The World Health Organisation on Friday stood by its advice on the use of Tamiflu in high risk swine flu patients, insisting that it was effective in those cases.
The World Health Organisation on Friday stood by its advice on the use of Tamiflu in high risk swine flu patients, insisting that it was effective in those cases despite a study questioning the antiviral drug.
WHO spokesman Gregory Haertl said the UN agency was not challenging the international scientific study's findings on Tamiflu treatment for seasonal flu in otherwise healthy patients.However, he insisted that there was "substantial" evidence since the pandemic A(H1N1) strain emerged in April showing that the basic drug, oseltamivir, was an effective treatment for swine flu in high risk groups, including those who already had other ailments.
"We do need to keep in mind the fact that there is a small minority of cases that do become severe and, in those cases and in people who are in high risk groups, we very firmly recommend that oseltamivir be used," Haertl told journalists.

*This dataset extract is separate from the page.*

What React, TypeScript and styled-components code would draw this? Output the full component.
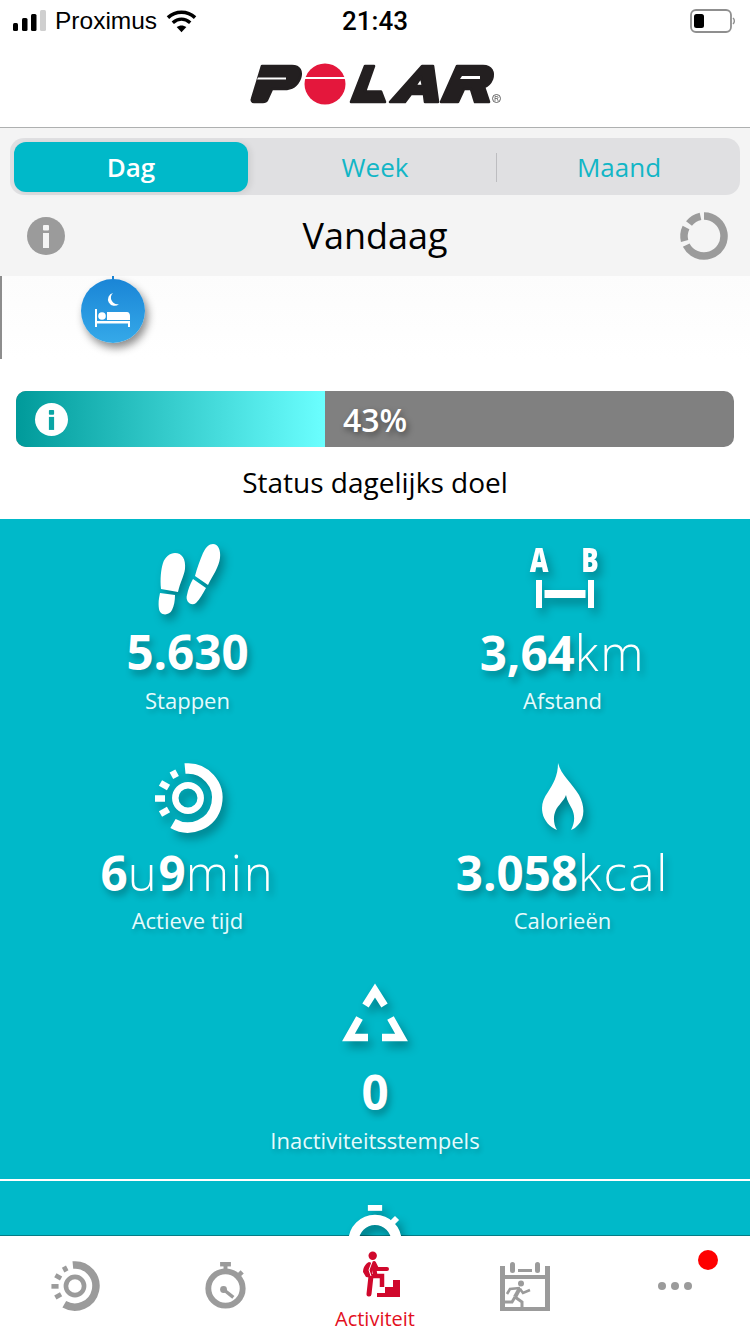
import React from "react";
import styled, { createGlobalStyle } from "styled-components";

const Global = createGlobalStyle`
  html, body { margin: 0; padding: 0; background: #fff; }
  body { font-family: "Open Sans", "Liberation Sans", sans-serif; }
  * { box-sizing: border-box; }
  svg { display: block; overflow: visible; }
`;

const TEAL = "#00b9c9";
const GREY = "#9b9b9b";

const Page = styled.div`
  width: 750px;
  height: 1334px;
  display: flex;
  flex-direction: column;
  overflow: hidden;
  background: #fff;
`;

/* Status bar */
const StatusBar = styled.div`
  height: 40px;
  flex: none;
  display: grid;
  grid-template-columns: 1fr auto 1fr;
  align-items: center;
  padding: 2px 13px 0;
  font-family: "Liberation Sans", sans-serif;
  color: #000;
`;
const StatusLeft = styled.div`
  display: flex;
  align-items: center;
  gap: 9px;
`;
const Carrier = styled.span`
  font-size: 24.5px;
`;
const Clock = styled.span`
  font-family: "Roboto", sans-serif;
  font-weight: 500;
  font-size: 26px;
`;
const StatusRight = styled.div`
  display: flex;
  justify-content: flex-end;
  padding-right: 2px;
`;

/* Header */
const Header = styled.header`
  height: 88px;
  flex: none;
  display: flex;
  justify-content: center;
  padding-top: 15px;
  border-bottom: 1px solid #aeb0b0;
`;

/* Toolbar */
const Toolbar = styled.section`
  height: 148px;
  flex: none;
  background: #f4f4f4;
  padding: 10px 10px 0;
`;
const Segmented = styled.div`
  height: 57px;
  background: #e0e0e2;
  border-radius: 14px;
  padding: 4px;
  display: grid;
  grid-template-columns: 234px 249px 1fr;
  align-items: center;
`;
const Segment = styled.div<{ $active?: boolean; $divider?: boolean }>`
  height: 50px;
  display: flex;
  align-items: center;
  justify-content: center;
  font-size: 26px;
  border-radius: 12px;
  padding-left: ${(p) => (p.$active ? "0" : "5px")};
  color: ${(p) => (p.$active ? "#fff" : "#12b6c6")};
  background: ${(p) => (p.$active ? TEAL : "transparent")};
  font-weight: ${(p) => (p.$active ? 600 : 400)};
  box-shadow: ${(p) => (p.$active ? "3px 1px 6px rgba(0,0,0,.08)" : "none")};
  position: relative;
  &::after {
    content: "";
    display: ${(p) => (p.$divider ? "block" : "none")};
    position: absolute;
    right: 0;
    top: 11px;
    bottom: 10px;
    width: 1px;
    background: #bdbdc0;
  }
`;
const DayRow = styled.div`
  height: 81px;
  display: grid;
  grid-template-columns: 1fr auto 1fr;
  align-items: center;
  padding: 0 12px;
`;
const DayTitle = styled.h1`
  margin: 0;
  font-size: 36px;
  font-weight: 400;
  color: #000;
`;
const StartCell = styled.div`
  padding-left: 5px;
`;
const EndCell = styled.div`
  display: flex;
  justify-content: flex-end;
`;

/* Timeline */
const Timeline = styled.div`
  height: 83px;
  flex: none;
  position: relative;
  background: linear-gradient(#fcfcfc, #fff);
  border-left: 2px solid #8d8d8d;
`;
const PinTick = styled.span`
  position: absolute;
  left: 110px;
  top: 0;
  width: 2px;
  height: 4px;
  background: #1a86d8;
`;
const Pin = styled.div`
  position: absolute;
  left: 79px;
  top: 3px;
  width: 64px;
  height: 64px;
  border-radius: 50%;
  background: linear-gradient(#1a85d6, #35a9e9);
  box-shadow: 3px 5px 8px rgba(0, 0, 0, 0.45);
  display: flex;
  align-items: center;
  justify-content: center;
`;

/* Goal */
const GoalBlock = styled.section`
  height: 160px;
  flex: none;
  padding: 32px 16px 0;
  display: flex;
  flex-direction: column;
`;
const GoalBar = styled.div`
  height: 56px;
  flex: none;
  display: flex;
  border-radius: 10px;
  overflow: hidden;
  background: #808080;
`;
const GoalFill = styled.div`
  height: 100%;
  background: linear-gradient(90deg, #009a9a, #6bffff);
  display: flex;
  align-items: center;
  padding-left: 19px;
`;
const GoalPercent = styled.span`
  align-self: center;
  margin-left: 18px;
  color: #fff;
  font-size: 32px;
  font-weight: 600;
  text-shadow: 2px 3px 6px rgba(0, 0, 0, 0.45);
`;
const GoalLabel = styled.div`
  margin-top: 16px;
  text-align: center;
  font-size: 28px;
  line-height: 38px;
  color: #000;
`;

/* Metrics */
const Metrics = styled.section`
  flex: 1;
  min-height: 0;
  overflow: hidden;
  background: ${TEAL};
  color: #fff;
  box-shadow: inset 0 -1px 0 #067c86;
`;
const MetricGrid = styled.div`
  display: grid;
  grid-template-columns: 1fr 1fr;
`;
const Metric = styled.div<{ $wide?: boolean }>`
  height: 220px;
  padding-top: 24px;
  display: flex;
  flex-direction: column;
  align-items: center;
  grid-column: ${(p) => (p.$wide ? "1 / -1" : "auto")};
`;
const IconSlot = styled.div`
  height: 70px;
  display: flex;
  justify-content: center;
  filter: drop-shadow(4px 6px 5px rgba(0, 0, 0, 0.3));
`;
const Value = styled.div`
  margin-top: 9px;
  height: 60px;
  line-height: 60px;
  font-size: 47.5px;
  font-weight: 700;
  text-shadow: 3px 5px 7px rgba(0, 0, 0, 0.28);
  white-space: nowrap;
`;
const Unit = styled.span`
  font-weight: 300;
  font-size: 49px;
  letter-spacing: 1.8px;
`;
const Label = styled.div`
  margin-top: 3px;
  line-height: 30px;
  font-size: 22px;
  color: #e6fbfd;
  text-shadow: 2px 3px 5px rgba(0, 0, 0, 0.2);
`;
const Divider = styled.hr`
  margin: 0;
  border: 0;
  height: 2px;
  background: #fff;
`;

/* Tab bar */
const TabBar = styled.nav`
  height: 98px;
  flex: none;
  display: grid;
  grid-template-columns: repeat(5, 1fr);
  background: #fff;
`;
const Tab = styled.div`
  position: relative;
  display: flex;
  flex-direction: column;
  align-items: center;
`;
const TabLabel = styled.span`
  font-size: 20px;
  line-height: 26px;
  color: #e30f1e;
`;
const Badge = styled.span`
  position: absolute;
  left: 98px;
  top: 14px;
  width: 20px;
  height: 20px;
  border-radius: 50%;
  background: #fe0000;
`;

/* Drawings */
const SignalIcon = () => (
  <svg width="33" height="22" viewBox="0 0 33 22">
    <rect x="0" y="13" width="5" height="8" rx="1.5" fill="#000" />
    <rect x="9" y="8" width="5.5" height="13" rx="1.5" fill="#000" />
    <rect x="18" y="4" width="5.5" height="17" rx="1.5" fill="#000" />
    <rect x="27" y="0" width="6" height="21" rx="1.5" fill="#cfcfcf" />
  </svg>
);

const WifiIcon = () => (
  <svg width="31" height="24" viewBox="0 0 32 24">
    <path d="M2 8.5C10 1 22 1 30 8.5" fill="none" stroke="#000" strokeWidth="3.6" />
    <path d="M7 13.8C12.5 9 19.5 9 25 13.8" fill="none" stroke="#000" strokeWidth="3.6" />
    <path d="M11 18.2C14 16 18 16 21 18.2L16 23.5Z" fill="#000" />
  </svg>
);

const BatteryIcon = () => (
  <svg width="45" height="25" viewBox="0 0 45 25">
    <rect x="1" y="1" width="40" height="22" rx="5" fill="none" stroke="#8f8f8f" strokeWidth="1.8" />
    <rect x="4" y="5" width="10" height="14" rx="2.5" fill="#000" />
    <path d="M43 9a4 4 0 0 1 0 6" fill="none" stroke="#8f8f8f" strokeWidth="1.4" />
  </svg>
);

const PolarLogo = () => (
  <svg width="270" height="60" viewBox="0 0 270 60" role="img" aria-label="Polar">
    <g fill="#231f20" stroke="#231f20" strokeWidth="2.6" strokeLinejoin="round">
      <path d="M22 11H52C60 11 62 17 60 23C57 31 51 34 44 34H32L27 45C26 47 24 47 23 47H14C12 47 11.500 45 12 44Z" />
      <path d="M125 11H134L125 36.500H141L145 47H111Z" />
      <path fillRule="evenodd" d="M182 11H193L198 47H185L184 39H171L165 47H150ZM181 22L175 31H183Z" />
      <path d="M217 11H243C252 11 254 18 252 24C250 29 247 31 244 32L249 47H235L231 34H224L218 47H201Z" />
    </g>
    <g fill="#fff">
      <path d="M18 22.500H46V24.500H17Z" />
      <path d="M222 21H240V24H220Z" />
    </g>
    <circle cx="85" cy="29" r="20.500" fill="#e4173c" />
    <rect x="62" y="22" width="46" height="2" fill="#fff" />
    <circle cx="256.500" cy="43.500" r="4" fill="none" stroke="#555" strokeWidth="0.9" />
    <path d="M255 46V41.500H257C258.500 41.500 258.500 43.500 257 43.500H255M257 43.500L258.300 46" fill="none" stroke="#555" strokeWidth="0.7" />
  </svg>
);

const InfoIcon = ({ size, bg, fg }: { size: number; bg: string; fg: string }) => (
  <svg width={size} height={size} viewBox="0 0 38 38">
    <circle cx="19" cy="19" r="19" fill={bg} />
    <rect x="16" y="8" width="6" height="5.500" rx="1" fill={fg} />
    <rect x="16" y="16" width="6" height="15" fill={fg} />
  </svg>
);

const LoadingRing = () => (
  <svg width="48" height="48" viewBox="0 0 48 48" fill="none" stroke={GREY} strokeWidth="7.500">
    <path d="M24 4A20 20 0 1 1 6.200 33.100" />
    <path d="M4.600 29A20 20 0 0 1 6 15.500" />
    <path d="M9 11.500A20 20 0 0 1 20.500 4.300" />
  </svg>
);

const BedIcon = () => (
  <svg width="44" height="52" viewBox="0 0 44 52" fill="#fff">
    <path d="M22 8A6.500 6.500 0 1 0 28 19A6.500 6.500 0 0 1 22 8Z" />
    <rect x="4" y="24" width="2" height="18" />
    <rect x="37" y="36" width="2" height="6" />
    <rect x="4" y="36" width="35" height="2.500" />
    <circle cx="11" cy="31" r="3.800" />
    <path d="M16 27H36C38 27 39 29 39 31V35H16Z" />
  </svg>
);

const StepsIcon = () => (
  <svg width="70" height="70" viewBox="0 0 70 70" fill="#fff">
    <path d="M22 10C29 10 33 16 32 26C31 33 27 40 25 49L8 46C7 36 8 26 10 20C12 14 17 10 22 10Z" />
    <path d="M7 50L22 52C22 58 21 63 19 67C16 73 7 73 6 66C5 60 6 55 7 50Z" />
    <path d="M60 1C65 1 68 7 67 15C66 24 60 32 55 42L42 33C44 25 47 17 50 10C53 4 56 1 60 1Z" />
    <path d="M40 36L53 45C50 50 47 56 43 60C38 64 32 58 34 52C35 47 37 41 40 36Z" />
  </svg>
);

const DistanceIconLabel = styled.text`
  font-family: "Open Sans", sans-serif;
  font-weight: 800;
  font-size: 34px;
  fill: #fff;
  text-anchor: middle;
`;

const DistanceIcon = () => (
  <svg width="70" height="70" viewBox="0 0 70 70" fill="#fff">
    <DistanceIconLabel transform="translate(11 29) scale(.76 1)">A</DistanceIconLabel>
    <DistanceIconLabel transform="translate(62 29) scale(.76 1)">B</DistanceIconLabel>
    <rect x="8" y="37" width="6" height="28" />
    <rect x="60" y="37" width="6" height="28" />
    <rect x="16.500" y="47" width="41" height="8" />
  </svg>
);

const ActiveTimeIcon = ({ size, color }: { size: number; color: string }) => (
  <svg width={size} height={size} viewBox="0 0 70 70" fill="none" stroke={color}>
    <path d="M32 5.600A29.500 29.500 0 1 1 20 60.500" strokeWidth="10.500" />
    <circle cx="35" cy="35" r="12.700" strokeWidth="6.500" />
    <path d="M19.500 8L23 14.500" strokeWidth="6.500" />
    <path d="M7.500 20L15.500 24.500" strokeWidth="6.500" />
    <path d="M2 35.500H12" strokeWidth="6.500" />
    <path d="M7.500 51L15.500 46.500" strokeWidth="6.500" />
  </svg>
);

const FlameIcon = () => (
  <svg width="44" height="68" viewBox="0 0 44 68" fill="#fff">
    <path d="M17 0C20 12 31 20 38 32C44 43 44 55 37 62C35 64 33 66 30 67C34 60 34 52 31 46C29 42 26 38 25 32C23 38 17 42 14.500 48C12 54 12.500 61 16 67C9 64 3 58 1.500 50C0 42 2 36 7 29C12 21 17 13 17 0Z" />
  </svg>
);

const TriangleIcon = () => (
  <svg width="70" height="64" viewBox="0 0 70 64" fill="none" stroke="#fff" strokeWidth="7.500">
    <path d="M25.500 22.500L35 7.500L44.500 22.500" />
    <path d="M19.500 35L8.500 54.500H28" />
    <path d="M50.500 35L61.500 54.500H42" />
  </svg>
);

const StopwatchIcon = ({ size, color, hand }: { size: number; color: string; hand?: boolean }) => (
  <svg width={size} height={size} viewBox="0 0 48 54" fill="none" stroke={color}>
    <rect x="18.500" y="0" width="11" height="4.500" fill={color} stroke="none" />
    {hand && <rect x="22" y="4" width="4" height="4" fill={color} stroke="none" />}
    <path d="M37.500 13.500L41 10" strokeWidth="4.500" />
    <circle cx="24" cy={hand ? 27 : 28} r={hand ? 17.5 : 16.5} strokeWidth={hand ? 6 : 8} />
    {hand && <circle cx="22" cy="28" r="3.500" fill={color} stroke="none" />}
    {hand && <path d="M22 28L32 36" strokeWidth="3.500" />}
  </svg>
);

const ActivityIcon = () => (
  <svg width="50" height="50" viewBox="0 0 50 50" stroke="#d0082c" fill="none">
    <circle cx="22.700" cy="5.700" r="4.200" fill="#d0082c" stroke="none" />
    <path d="M27 47V43H35V37H43V30H50V47Z" fill="#d0082c" stroke="none" />
    <path d="M19 12C15 14 13 18 13 22L16 27L22 28V13Z" fill="#d0082c" stroke="none" />
    <path d="M24 13L27 19H37" strokeWidth="4" strokeLinecap="round" />
    <path d="M23 13L25 24L25 26H32V37" strokeWidth="4.500" />
    <path d="M21 26L19 44" strokeWidth="5" strokeLinecap="round" />
    <path d="M22 12L19 20L21 26" stroke="#fff" strokeWidth="1" />
  </svg>
);

const CalendarIcon = () => (
  <svg width="50" height="49" viewBox="0 0 50 49" fill={GREY}>
    <path fillRule="evenodd" d="M0 4H5V13H45V4H50V49H0ZM5 17V45H45V17Z" />
    <rect x="10" y="0" width="5" height="11" rx="2.500" />
    <rect x="35" y="0" width="5" height="11" rx="2.500" />
    <rect x="18" y="7" width="14" height="3" />
    <circle cx="21" cy="21.500" r="3" />
    <g fill="none" stroke={GREY}>
      <path d="M20 26L15 35" strokeWidth="4" />
      <path d="M20 27L23 31L30 28" strokeWidth="2.600" />
      <path d="M20 26L10 27L7 32" strokeWidth="2.600" />
      <path d="M15 35L22 40V45" strokeWidth="3" />
      <path d="M15 35L12 40H5" strokeWidth="3" />
    </g>
  </svg>
);

const DotsIcon = () => (
  <svg width="36" height="10" viewBox="0 0 36 10" fill={GREY}>
    <circle cx="5" cy="5" r="4" />
    <circle cx="18" cy="5" r="4" />
    <circle cx="31" cy="5" r="4" />
  </svg>
);

const ActiveSlot = styled.div`
  margin-top: 25px;
`;
const StopSlot = styled.div`
  margin-top: 26px;
`;
const ActivitySlot = styled.div`
  margin-top: 14px;
  height: 56px;
`;
const CalendarSlot = styled.div`
  margin-top: 26px;
`;
const DotsSlot = styled.div`
  margin-top: 45px;
`;
const ClippedWatch = styled.div`
  display: flex;
  justify-content: center;
  margin-top: 24px;
  filter: drop-shadow(4px 6px 5px rgba(0, 0, 0, 0.35));
`;

export default function App() {
  return (
    <Page>
      <Global />
      <StatusBar>
        <StatusLeft>
          <SignalIcon />
          <Carrier>Proximus</Carrier>
          <WifiIcon />
        </StatusLeft>
        <Clock>21:43</Clock>
        <StatusRight>
          <BatteryIcon />
        </StatusRight>
      </StatusBar>
      <Header>
        <PolarLogo />
      </Header>
      <Toolbar>
        <Segmented>
          <Segment $active>Dag</Segment>
          <Segment $divider>Week</Segment>
          <Segment>Maand</Segment>
        </Segmented>
        <DayRow>
          <StartCell>
            <InfoIcon size={38} bg={GREY} fg="#f4f4f4" />
          </StartCell>
          <DayTitle>Vandaag</DayTitle>
          <EndCell>
            <LoadingRing />
          </EndCell>
        </DayRow>
      </Toolbar>
      <Timeline>
        <PinTick />
        <Pin>
          <BedIcon />
        </Pin>
      </Timeline>
      <GoalBlock>
        <GoalBar>
          <GoalFill style={{ width: `${(309 / 718) * 100}%` }}>
            <InfoIcon size={33} bg="#fff" fg="#0aa5a5" />
          </GoalFill>
          <GoalPercent>43%</GoalPercent>
        </GoalBar>
        <GoalLabel>Status dagelijks doel</GoalLabel>
      </GoalBlock>
      <Metrics>
        <MetricGrid>
          <Metric>
            <IconSlot>
              <StepsIcon />
            </IconSlot>
            <Value>5.630</Value>
            <Label>Stappen</Label>
          </Metric>
          <Metric>
            <IconSlot>
              <DistanceIcon />
            </IconSlot>
            <Value>
              3,64<Unit>km</Unit>
            </Value>
            <Label>Afstand</Label>
          </Metric>
          <Metric>
            <IconSlot>
              <ActiveTimeIcon size={70} color="#fff" />
            </IconSlot>
            <Value>
              6<Unit>u</Unit>9<Unit>min</Unit>
            </Value>
            <Label>Actieve tijd</Label>
          </Metric>
          <Metric>
            <IconSlot>
              <FlameIcon />
            </IconSlot>
            <Value>
              3.058<Unit>kcal</Unit>
            </Value>
            <Label>Calorieën</Label>
          </Metric>
          <Metric $wide>
            <IconSlot>
              <TriangleIcon />
            </IconSlot>
            <Value>0</Value>
            <Label>Inactiviteitsstempels</Label>
          </Metric>
        </MetricGrid>
        <Divider />
        <ClippedWatch>
          <StopwatchIcon size={70} color="#fff" />
        </ClippedWatch>
      </Metrics>
      <TabBar>
        <Tab>
          <ActiveSlot>
            <ActiveTimeIcon size={50} color={GREY} />
          </ActiveSlot>
        </Tab>
        <Tab>
          <StopSlot>
            <StopwatchIcon size={53} color={GREY} hand />
          </StopSlot>
        </Tab>
        <Tab>
          <ActivitySlot>
            <ActivityIcon />
          </ActivitySlot>
          <TabLabel>Activiteit</TabLabel>
        </Tab>
        <Tab>
          <CalendarSlot>
            <CalendarIcon />
          </CalendarSlot>
        </Tab>
        <Tab>
          <DotsSlot>
            <DotsIcon />
          </DotsSlot>
          <Badge />
        </Tab>
      </TabBar>
    </Page>
  );
}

The updated "Cochrane review" published in the British Medical Journal this week said such drugs only had "modest effectiveness against the symptoms of influenza in otherwise healthy adults."
Haertl said: "We need to make very clear that what Cochrane was looking at was seasonal influenza, it was not H1N1, and we do not have any disagreement with Cochrane concerning what they looked at."
"However, over the last eight months in the course of the pandemic a substantial body of evidence has been building up to indicate that oseltamivir is effective at reducing and or preventing severe illness or even death in, above all, populations who are at risk to begin with and in populations who develop severe illness," he added.